Known methods detect a reading error by performing the following steps:
a) storing of a first copy of the data item in a first area of an electronic memory and storing of a second copy of the data item in a second area of an electronic memory, in response to a request to read the data item:
b) reading of the values of the first and second copies of the data item in the first and second areas respectively,
c) comparing the read values of the first and second copies of the data item,
d) if the read values of the first and second copies are identical, then no error in the reading of this data item is detected.
An area of memory or memory area is an electronic memory or part of an electronic memory divided into several memory blocks. Each memory block is intended to contain a data item. Typically, a memory block is a page or a single multiple of a page. A page is the smallest number of octets that can be written in a single writing operation. Thus, even if the stored data item in a page has a smaller size than the page, the totality of the page is considered to be occupied by this data item and it is not possible to store any additional data in this page.
The prior art relating to these known methods is for example disclosed in the following patent applications: GB 2 404 261, US 2006 053308, WO 2008 23297, US 2007 0033417, US 2005 0160310, US2008/140962A1 and US2009/113546A1.
The known methods aim only to protect against the consequences of a fault of a memory block. Thus, if the values of the first and second copies are different, then an error is signalled and corrective measures are triggered. One of the conventional corrective measures consists of correcting the value of the stored data item. However, these methods also detect an error in the reading of the data item. In the case of an error in the reading of the data, the absence of equality between the values of the first and second copies of the data item does not stem from corruption of the data stored in the memory areas but from an error during the process of reading these data. Here, the terms corruption or corrupted data are used when the physically stored value of this data item is erroneous because of a fault in a memory block. Thus, although the stored values of the first and second copies are perfectly identical, in step c) above, it is observed that the values are different. For example, a reading error can be provoked by a disturbance of the signals of the reading bus or by a corruption of the copied data in a non-volatile memory after having been read in a non-volatile memory area.
The known methods do not distinguish between these two types of error and systematically launch the same corrective measure after the detection of an error. Typically, the corrective measure consists of correcting the erroneous value. However, in the case of a reading error, such a correction is useless and translates into a waste of computer resources such as the time for a microprocessor to implement this method.

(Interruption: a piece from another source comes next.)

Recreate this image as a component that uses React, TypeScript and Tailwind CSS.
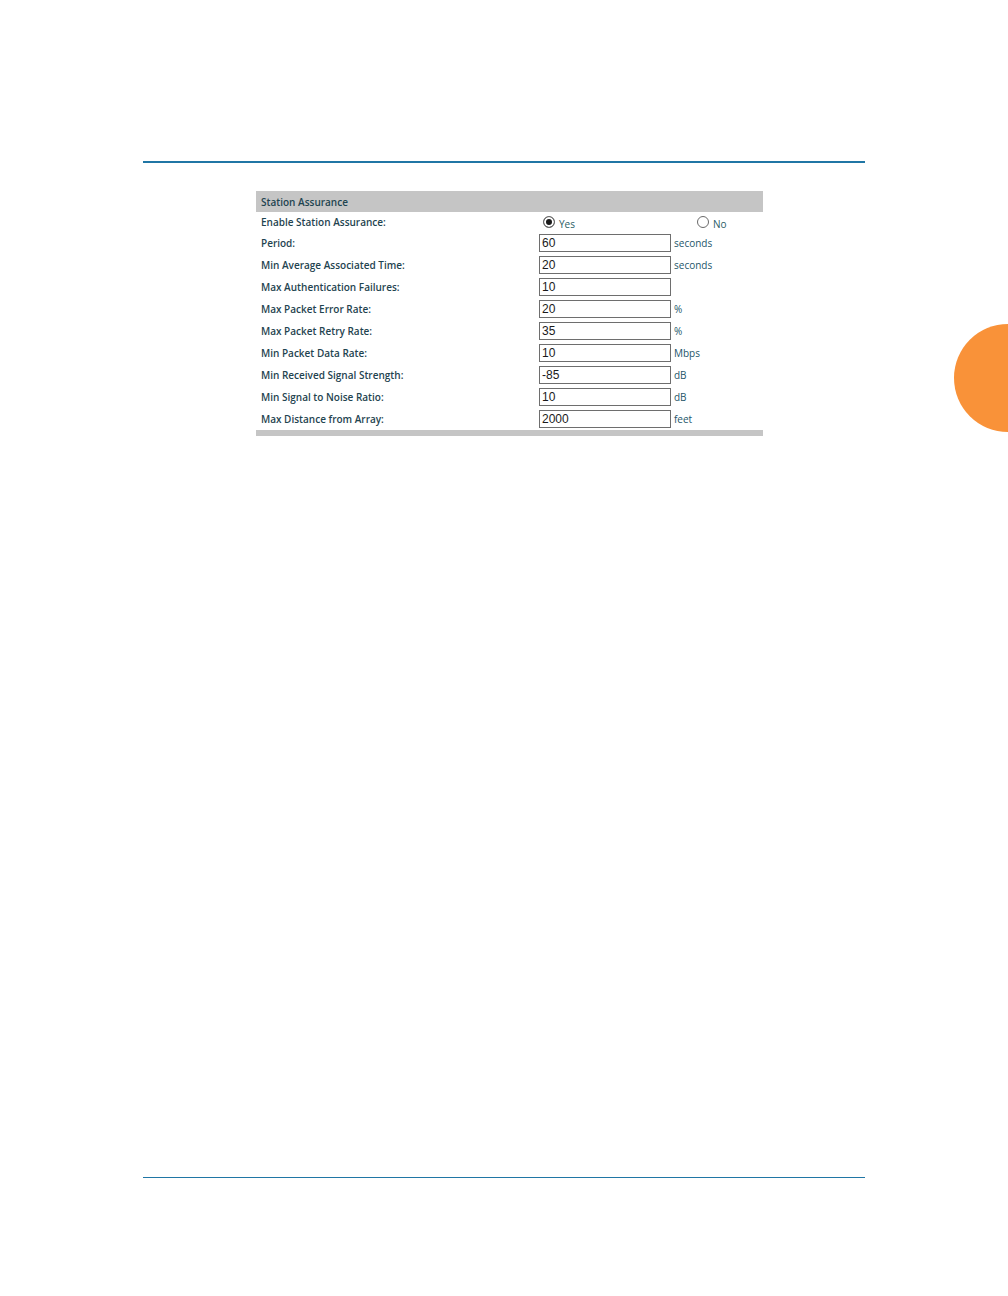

In the field of security processors, there is also another good reason to distinguish between these two types of error. A security processor is an electronic processor that is reinforced to be as resistant as possible to hackers. It is therefore generally used to house confidential data. Now, a conventional attack against a security processor consists of corrupting the stored data to provoke an unpredicted behaviour of the security processor, which can reveal part or all of the confidential data that it contains. However, it is easier for the hackers to provoke a reading error than to corrupt stored data. When the hacker deliberately provokes reading errors by using voltage peaks or a laser beam or otherwise, it is said that the security processor is the victim of a reading attack. Thus, in the context of security processors, a reading error makes it possible to detect an attempt at cryptanalysis quite certainly whereas a fault in a memory block can be an accidental fault caused, for example, by aging.